Robert Todd and W. Brechner Owens
Advancing Glider-based Doppler Current Estimates; Ground Truthing and Improving Data Processing
Autonomous underwater gliders allow long-duration, high-resolution observations in the upper ocean and have proven to be useful observing platforms over the past decade. Doppler current profilers, which use sound to measure water velocity relative to the glider, are seeing increased use on gliders. To estimate upper ocean velocity profiles from glider-based Doppler current measurements, one must combine many individual measurements of water velocity relative to the moving glider to estimate both the unknown velocity of the glider over the ground and the ocean currents. A previously-developed inverse method provides an effective, flexible means of processing the measurements and estimating ocean currents. However, a lack of coincident, independent current measurements has precluded analysis of the accuracy of the glider-based Doppler current estimates. Accurate, depth-dependent estimates of ocean currents are essential to estimating fluxes of tracers, such as heat, salt, and nutrients, in the ocean.

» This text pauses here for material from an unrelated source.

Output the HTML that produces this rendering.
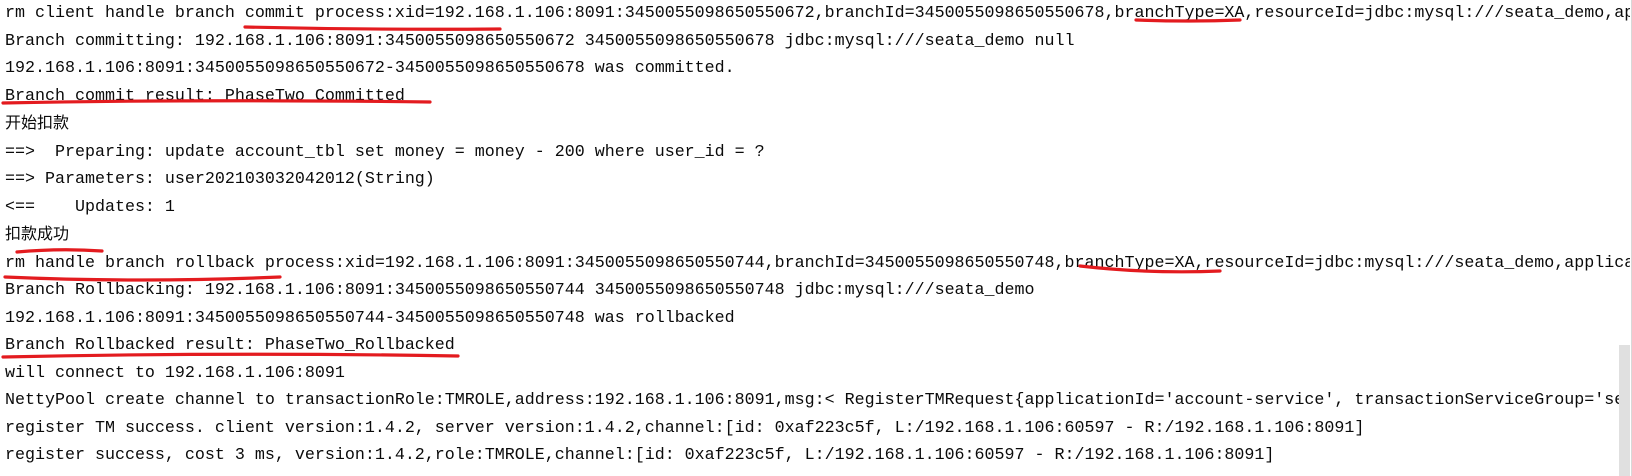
<!DOCTYPE html>
<html><head><meta charset="utf-8">
<style>
html,body{margin:0;padding:0;background:#fff;}
body{width:1632px;height:476px;overflow:hidden;position:relative;}
.log{position:absolute;left:5px;top:0;font-family:"Liberation Mono","Noto Sans CJK SC",monospace;font-size:16.67px;line-height:27.5px;color:#0a0a0a;white-space:pre;width:1625px;overflow:hidden;}
.cn{font-family:"Liberation Sans","Noto Sans CJK SC",sans-serif;font-size:16px;}
.sb{position:absolute;left:1619px;top:345px;width:11px;height:131px;background:#e0e0e0;}
.edge{position:absolute;left:1631px;top:0;width:1px;height:476px;background:#d8d8d8;}
svg{position:absolute;left:0;top:0;}
</style></head><body>
<div class="log">rm client handle branch commit process:xid=192.168.1.106:8091:3450055098650550672,branchId=3450055098650550678,branchType=XA,resourceId=jdbc:mysql:///seata_demo,applicationData=null
Branch committing: 192.168.1.106:8091:3450055098650550672 3450055098650550678 jdbc:mysql:///seata_demo null
192.168.1.106:8091:3450055098650550672-3450055098650550678 was committed.
Branch commit result: PhaseTwo_Committed
<span class="cn">开始扣款</span>
==>  Preparing: update account_tbl set money = money - 200 where user_id = ?
==> Parameters: user202103032042012(String)
&lt;==    Updates: 1
<span class="cn">扣款成功</span>
rm handle branch rollback process:xid=192.168.1.106:8091:3450055098650550744,branchId=3450055098650550748,branchType=XA,resourceId=jdbc:mysql:///seata_demo,applicationData=null
Branch Rollbacking: 192.168.1.106:8091:3450055098650550744 3450055098650550748 jdbc:mysql:///seata_demo
192.168.1.106:8091:3450055098650550744-3450055098650550748 was rollbacked
Branch Rollbacked result: PhaseTwo_Rollbacked
will connect to 192.168.1.106:8091
NettyPool create channel to transactionRole:TMROLE,address:192.168.1.106:8091,msg:&lt; RegisterTMRequest{applicationId='account-service', transactionServiceGroup='seata_tx_group'}
register TM success. client version:1.4.2, server version:1.4.2,channel:[id: 0xaf223c5f, L:/192.168.1.106:60597 - R:/192.168.1.106:8091]
register success, cost 3 ms, version:1.4.2,role:TMROLE,channel:[id: 0xaf223c5f, L:/192.168.1.106:60597 - R:/192.168.1.106:8091]</div>
<div class="sb"></div>
<div class="edge"></div>
<svg width="1632" height="476" fill="none" stroke="#e31b1f" stroke-width="3.2" stroke-linecap="round">
<path d="M245 27 Q370 30 500 29"/>
<path d="M1136 20 Q1190 22 1240 20"/>
<path d="M3 103 Q200 99 430 102"/>
<path d="M17 252 Q60 248 102 251"/>
<path d="M5 277 Q140 283 280 277"/>
<path d="M1080 266 Q1150 274 1220 271"/>
<path d="M3 357 Q230 352 458 356"/>
</svg>
</body></html>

Access to the Sea funds will be used to deploy both a glider equipped with a Doppler current profiler and an independent moored current profiler for two weeks. Deployment and recovery will be performed from R/V Knorr during an NSF-funded cruise along the Line W array south of Cape Cod in August 2012. The two-week deployment will provide more than 100 glider-based current profiles that will be compared to the moored current profiles. Improvements to the existing data processing technique will be explored with the goal of improving the accuracy of glider-based Doppler current estimates. The results will be applicable to past and future current estimates from various combinations of gliders and Doppler current profilers. The project will also allow a Postdoctoral Scholar to participate in deployment and recovery of oceanographic moorings for the first time.